Today, as Jerry Garcia’s namesake cannabis brand debuts, the beloved, late Grateful Dead frontman — who along with his bandmates was demonized for decades for drug use — would have been 78. And he would be in awe of how far the marijuana movement has come.
“He would be so excited. So proud. And [that it’s] like [saying] a big f@#* you to the man,” shared Trixie Garcia, Jerry’s daughter and spokesperson for the Garcia family, in an exclusive phone interview. “When Nixon attacked the anti-war protestors by making the drug war happen — we know that the stereotypes were artificially implanted against long hair hippies, pot smokers, and Black people. We won’t stand for that anymore. We want to uplift the stereotypes and heal some of those wounds.

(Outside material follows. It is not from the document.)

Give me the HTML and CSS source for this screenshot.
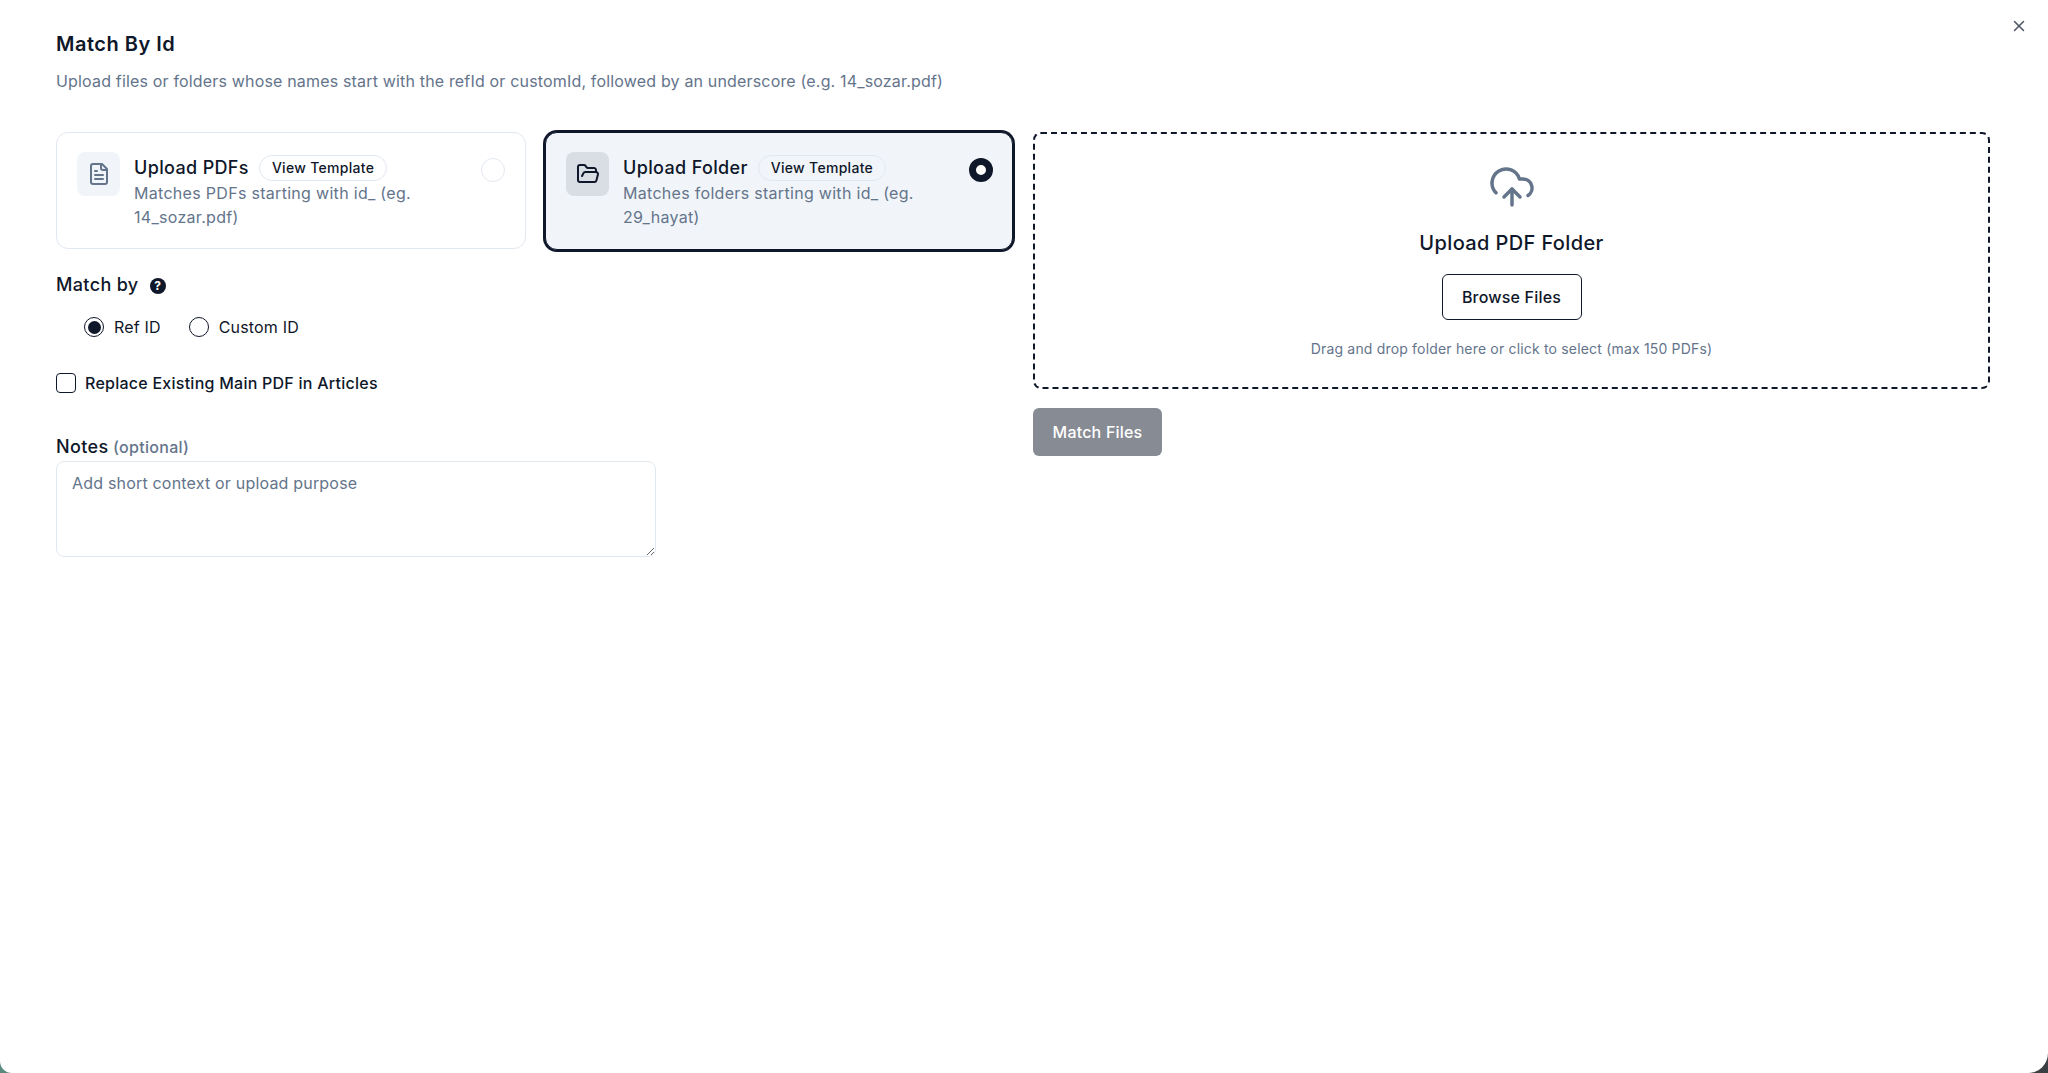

We’ve always worked to create a society that we want to be a part of, and are a part of, instead of being outcast from.”
It was Trixie who first revealed plans for Garcia Hand Picked (GHP) last December during opening night of the Home for the Holidays shows celebrating Jerry at the Capitol Theatre in Port Chester, New York. It was five years and many meetings within the legal cannabis industry in the making. Countless companies vied for such a coveted collaboration. The decision on Holistic Industries as its official cultivation and distribution collaborator was up to the Garcia family — comprised of Trixie, daughter Annabelle Garcia, step-daughter Sunshine Kesey, Heather Katz and Tiff Garcia’s estate (Jerry’s brother who passed away in 2017).

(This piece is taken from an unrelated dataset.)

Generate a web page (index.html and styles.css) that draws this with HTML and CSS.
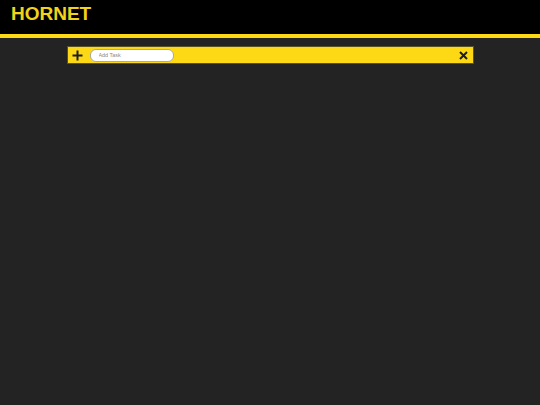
FILE: index.html
```html
<!DOCTYPE html>
<html lang="en">
<head>
<meta charset="utf-8">
<title>Hornet</title>
<link rel="stylesheet" href="styles.css">
</head>
<body>
<header class="header">
  <h1 class="brand">HORNET</h1>
</header>
<main class="main">
  <div class="toolbar">
    <button class="icon-btn add-btn" aria-label="Add">
      <svg width="11" height="11" viewBox="0 0 11 11"><path d="M5.5 0.5V10.5M0.5 5.5H10.5" stroke="#1e1e1e" stroke-width="2" fill="none"/></svg>
    </button>
    <input class="task-input" type="text" placeholder="Add Task">
    <span class="spacer"></span>
    <button class="icon-btn close-btn" aria-label="Close">
      <svg width="9" height="9" viewBox="0 0 9 9"><path d="M1 1L8 8M8 1L1 8" stroke="#1e1e1e" stroke-width="2" fill="none"/></svg>
    </button>
  </div>
</main>
</body>
</html>
```

FILE: styles.css
```css
html, body {
  margin: 0;
  padding: 0;
}
body {
  background: #232323;
  font-family: "Liberation Sans", Arial, sans-serif;
  min-height: 405px;
}
.header {
  background: #000;
  border-bottom: 4px solid #fcd914;
  padding: 3px 11px 9px;
}
.brand {
  margin: 0;
  font-size: 19px;
  line-height: 22px;
  font-weight: bold;
  color: #f2d31a;
}
.main {
  padding-top: 8px;
}
.toolbar {
  width: 405px;
  height: 16px;
  margin: 0 auto;
  background: #fcd914;
  border: 1px solid #5a5120;
  display: flex;
  align-items: center;
}
.icon-btn {
  background: none;
  border: none;
  padding: 0;
  margin: 0;
  display: flex;
  align-items: center;
  justify-content: center;
}
.add-btn {
  margin-left: 4px;
}
.task-input {
  margin-left: 7px;
  width: 84px;
  height: 13px;
  box-sizing: border-box;
  border: 1px solid #a9a9a9;
  border-radius: 6px;
  background: #fff;
  padding: 0 0 0 8px;
  font-family: "Liberation Sans", Arial, sans-serif;
  font-size: 5.4px;
  outline: none;
}
.task-input::placeholder {
  color: #8a8a8a;
}
.spacer {
  flex: 1;
}
.close-btn {
  margin-right: 5px;
}
```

Based in Washington D.C., Holistic Industries is one of the leading private, vertically integrated MSOs (multi-state cannabis operators) in the U.S. spanning California, Maryland, Massachusetts, Michigan, Pennsylvania and Washington D.C.

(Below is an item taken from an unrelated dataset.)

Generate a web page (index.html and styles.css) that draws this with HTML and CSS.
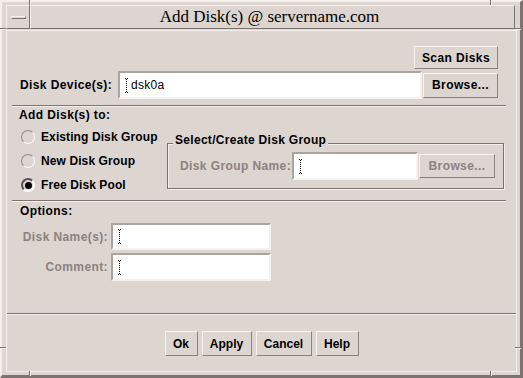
FILE: index.html
```html
<!DOCTYPE html>
<html lang="en">
<head>
  <meta charset="UTF-8" />
  <title>Add Disk(s) @ servername.com</title>
  <link rel="stylesheet" href="styles.css">
</head>
<body>
<div class="window">
  <!-- resize handle notches on the frame -->
  <span class="tick tick-v tv-tl"></span>
  <span class="tick tick-v tv-tr"></span>
  <span class="tick tick-v tv-bl"></span>
  <span class="tick tick-v tv-br"></span>
  <span class="tick tick-h th-lt"></span>
  <span class="tick tick-h th-lb"></span>
  <span class="tick tick-h th-rt"></span>
  <span class="tick tick-h th-rb"></span>

  <div class="titlebar">
    <div class="menu-btn"><span class="menu-dash"></span></div>
    <div class="title">Add Disk(s) @ servername.com</div>
  </div>

  <div class="client">
    <div class="scan-row"><button class="btn btn-scan">Scan Disks</button></div>

    <div class="device-row">
      <label class="lbl lbl-device">Disk Device(s):</label>
      <div class="field field-device">
        <svg class="ibeam" width="5" height="15" viewBox="0 0 5 15"><path d="M1 0.5h1M3 0.5h1M2.5 1v13M1 14.5h1M3 14.5h1" stroke="#000" fill="none" stroke-dasharray="1 1"/></svg>
        <span class="value">dsk0a</span>
      </div>
      <button class="btn btn-browse">Browse...</button>
    </div>

    <div class="sep"></div>

    <div class="heading heading-add">Add Disk(s) to:</div>
    <div class="add-body">
      <div class="radios">
        <div class="radio-row"><span class="radio"></span>Existing Disk Group</div>
        <div class="radio-row"><span class="radio"></span>New Disk Group</div>
        <div class="radio-row"><span class="radio on"></span>Free Disk Pool</div>
      </div>
      <div class="group">
        <div class="group-title">Select/Create Disk Group</div>
        <div class="group-row">
          <span class="lbl dim lbl-group">Disk Group Name:</span>
          <div class="field field-group">
            <svg class="ibeam" width="5" height="15" viewBox="0 0 5 15"><path d="M1 0.5h1M3 0.5h1M2.5 1v13M1 14.5h1M3 14.5h1" stroke="#000" fill="none" stroke-dasharray="1 1"/></svg>
          </div>
          <button class="btn btn-dim">Browse...</button>
        </div>
      </div>
    </div>

    <div class="sep sep-opts"></div>

    <div class="heading heading-opts">Options:</div>
    <div class="opt-row opt-name">
      <span class="lbl dim lbl-opt">Disk Name(s):</span>
      <div class="field field-opt">
        <svg class="ibeam" width="5" height="15" viewBox="0 0 5 15"><path d="M1 0.5h1M3 0.5h1M2.5 1v13M1 14.5h1M3 14.5h1" stroke="#000" fill="none" stroke-dasharray="1 1"/></svg>
      </div>
    </div>
    <div class="opt-row opt-comment">
      <span class="lbl dim lbl-opt">Comment:</span>
      <div class="field field-opt">
        <svg class="ibeam" width="5" height="15" viewBox="0 0 5 15"><path d="M1 0.5h1M3 0.5h1M2.5 1v13M1 14.5h1M3 14.5h1" stroke="#000" fill="none" stroke-dasharray="1 1"/></svg>
      </div>
    </div>

    <div class="sep sep-full"></div>

    <div class="actions">
      <button class="btn btn-ok">Ok</button>
      <button class="btn btn-apply">Apply</button>
      <button class="btn btn-cancel">Cancel</button>
      <button class="btn btn-help">Help</button>
    </div>
  </div>
</div>
</body>
</html>
```

FILE: styles.css
```css
html,body{margin:0;padding:0;background:#dcd5d0;}
body{font-family:"Liberation Sans",Arial,sans-serif;font-size:12px;color:#000;}

/* ---------- window frame ---------- */
.window{position:relative;width:523px;height:378px;box-sizing:border-box;border-style:solid;border-width:2px 3px 3px 2px;border-color:#f4f1ed #7e7270 #7e7270 #f4f1ed;padding:3px 3px 3px 4px;}
.tick{position:absolute;}
.tick-v{width:1px;height:5px;background:#7e7270;border-right:1px solid #f4f1ed;}
.tick-h{width:6px;height:1px;background:#7e7270;border-bottom:1px solid #f4f1ed;}
.tv-tl{left:27px;top:-2px;}
.tv-tr{left:488px;top:-2px;}
.tv-bl{left:27px;top:369px;}
.tv-br{left:488px;top:369px;}
.th-lt{left:-2px;top:26px;}
.th-lb{left:-2px;top:345px;}
.th-rt{left:513px;top:26px;}
.th-rb{left:513px;top:345px;}

.titlebar{display:flex;height:24px;margin-right:2px;}
.menu-btn,.title{box-sizing:border-box;border:1px solid;border-color:#f4f1ed #7e7270 #7e7270 #f4f1ed;}
.menu-btn{width:24px;display:flex;align-items:center;justify-content:center;}
.menu-dash{width:13px;height:1px;border:1px solid;border-color:#f4f1ed #7e7270 #7e7270 #f4f1ed;}
.title{flex:1;text-align:center;font-family:"Liberation Serif","Times New Roman",serif;font-size:17px;line-height:22px;padding-right:6px;}

.client{margin-top:1px;height:342px;box-sizing:border-box;border:1px solid #f4f1ed;}

/* ---------- widgets ---------- */
.btn{box-sizing:border-box;margin:0;padding:0;background:#dcd5d0;border:1px solid;border-color:#f7f4f0 #8a807c #8a807c #f7f4f0;font-family:"Liberation Sans",Arial,sans-serif;font-weight:bold;font-size:12px;letter-spacing:.4px;color:#000;}
.btn-dim{color:#8a8380;width:76px;height:24px;margin-left:1px;}
.field{box-sizing:border-box;background:#fff;border:2px solid;border-color:#aba39e #f6f3ef #f6f3ef #aba39e;display:flex;align-items:center;padding-left:4px;}
.ibeam{display:block;flex:none;}
.value{margin-left:2px;font-size:12px;letter-spacing:.3px;}
.lbl{font-weight:bold;white-space:nowrap;letter-spacing:.4px;}
.dim{color:#8a8380;}

.sep{height:0;margin:6px 10px 0 5px;border-top:1px solid #7e7270;border-bottom:1px solid #f4f1ed;}
.sep-opts{margin-top:3px;}
.sep-full{margin:32px 0 0 0;}

.heading{font-weight:bold;height:14px;line-height:14px;letter-spacing:.4px;}

/* ---------- disk device ---------- */
.scan-row{display:flex;justify-content:flex-end;padding:15px 18px 0 0;}
.btn-scan{width:84px;height:23px;}
.device-row{display:flex;align-items:center;margin-top:2px;height:28px;padding-left:13px;}
.lbl-device{width:98px;}
.field-device{width:304px;height:28px;}
.btn-browse{width:75px;height:25px;margin-left:1px;}

/* ---------- add to ---------- */
.heading-add{margin-top:1px;padding-left:12px;}
.add-body{display:flex;}
.radios{width:160px;box-sizing:border-box;padding:3px 0 0 14px;}
.radio-row{display:flex;align-items:center;height:24px;font-weight:bold;white-space:nowrap;letter-spacing:.1px;}
.radio{width:14px;height:14px;box-sizing:border-box;border-radius:50%;border:1px solid;border-color:#948c88 #fbfaf8 #fbfaf8 #948c88;margin-right:6px;display:flex;align-items:center;justify-content:center;}
.radio.on{border-width:2px;border-color:#5a5250 #fbfaf8 #fbfaf8 #5a5250;}
.radio.on::after{content:"";width:7px;height:7px;border-radius:50%;background:#000;}

.group{width:337px;height:46px;box-sizing:border-box;margin-top:21px;border:1px solid #7e7270;box-shadow:inset 1px 1px 0 #f4f1ed,1px 1px 0 #f4f1ed;padding:0 0 0 12px;}
.group-title{display:block;width:max-content;margin:-11px 0 0 -7px;padding:0 2px;background:#dcd5d0;font-weight:bold;height:14px;line-height:14px;letter-spacing:.3px;}
.group-row{display:flex;align-items:center;height:28px;margin-top:5px;}
.lbl-group{width:112px;}
.field-group{width:126px;height:28px;}

/* ---------- options ---------- */
.heading-opts{margin-top:2px;padding-left:13px;}
.opt-row{display:flex;align-items:center;padding-left:13px;}
.opt-name{margin-top:5px;height:27px;}
.opt-comment{margin-top:3px;height:28px;}
.lbl-opt{width:91px;box-sizing:border-box;text-align:right;padding-right:3px;}
.field-opt{width:160px;height:100%;}

/* ---------- action buttons ---------- */
.actions{display:flex;justify-content:center;gap:4px;margin-top:16px;}
.actions .btn{height:25px;letter-spacing:0;}
.btn-ok{width:33px;}
.btn-apply{width:50px;}
.btn-cancel{width:56px;}
.btn-help{width:43px;}
```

For CEO Josh Genderson, who founded Holistic in 2011, the opportunity to develop GHP with the Garcia family was kismet. A self-described Deadhead, as is the majority of Holistic’s senior leadership team, he had turned down every licensing opportunity that had come his way. He changed his tune after a chance meeting with Red Light Management about Genderson’s advocacy for cannabis vending at concerts. Red Light happened to have Jerry Garcia’s estate as a client.
“Growing up and still to this day, my main hobby is live music and that hobby really was cultivated by the Dead and the [jam band] scene that came out of the Dead,” Genderson shared with me during a recent phone interview. “I’m 36 so I missed the boat [of seeing Jerry live], but my whole world changed when I listened to the Europe ’72 album when I was 15 or 16 — it just blew my mind.”
Aligning with a corporate cannabis team full of Deadheads was a major deciding factor for the Garcia family. The band’s legions of loyal and longtime fans are known to speak out against anything they decide is disingenuous — the news of GHP included.
“It’s always risky,” admitted Trixie, now 46. “Like, people are going to say, ‘Oh man. They’re exploiting Jerry again.’ No. That’s [our family’s] number one thing — don’t offend the fans. Don’t offend the people that Jerry means so much to. That’s the worst thing we’d ever want to do, so we lead with that always.”